I’ve been writing lately (see June 19th post) about H2H communications and our adaptation and application of this movement into all programs, platforms projects and initiatives that McKnight Kurland handles. It’s a shift predicated by social media’s growth and affect on communications overall. I recently came across this article that seemed to summarize many of our thoughts on the subject. The opening salvo seemed to hit the proverbial nail on the head:
“ …no matter how complicated or complex a business and its products may be, there is a human story to be told.”

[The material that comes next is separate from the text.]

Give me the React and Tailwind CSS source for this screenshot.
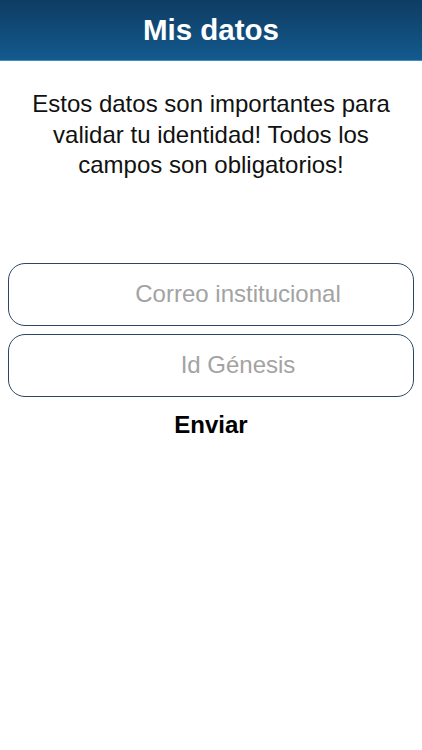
export default function App() {
  return (
    <div className="w-[422px] h-[750px] bg-white font-['Liberation_Sans',Arial,sans-serif] flex flex-col">
      <header className="h-[61px] flex items-center justify-center bg-gradient-to-b from-[#0e3c62] to-[#135a8f] border-b border-[#4a8cc0]">
        <h1 className="text-white font-bold text-[29.5px] leading-none">Mis datos</h1>
      </header>

      <p className="mt-[28px] px-[24px] text-center text-[24px] leading-[30.5px] text-[#111]">
        Estos datos son importantes para validar tu identidad! Todos los campos son obligatorios!
      </p>

      <div className="mt-[82px] px-[8px] flex flex-col gap-[8px]">
        <input
          placeholder="Correo institucional"
          className="h-[63px] w-full rounded-[17px] border-[1.5px] border-[#2a4866] pl-[62px] pr-2 text-center text-[24px] placeholder:text-[#a3a3a3] outline-none"
        />
        <input
          placeholder="Id Génesis"
          className="h-[63px] w-full rounded-[17px] border-[1.5px] border-[#2a4866] pl-[62px] pr-2 text-center text-[24px] placeholder:text-[#a3a3a3] outline-none"
        />
      </div>

      <button className="mt-[10px] self-center text-[24px] font-bold text-black leading-[36px]">
        Enviar
      </button>
    </div>
  );
}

It goes on to convey the fact that buyers today are moving past just ‘the rational’ in their decision making and wanting emotion—a stronger connection to the human story. And that ‘connection’ is key to storytelling. Connecting with the buyer; understanding their needs and fears and wants; connecting to the truth of your brand; connecting on a human level.
Included in this article also is a 4-minute video titled ‘The Future of Storytelling’ with Beth Comstock, CMO of GE, embracing—no, championing—this H2H movement. I think she captures the essence in the line, “People don’t want to be sold, they want to be inspired.” People want to understand what happened that got your organization to where they are, why you do what you do, and why it matters. Marketers today must tell stories that are interesting and true. Stories that have relevance and a point, not to mention point of view. And how do we make them relevant and relatable? By first listening. Human to Human brands converse, not preach. That’s what social media has done to corporate communications (and communicators)—it has forced them to listen to consumers, customers and clients. Then tell a story relevant to the conversation.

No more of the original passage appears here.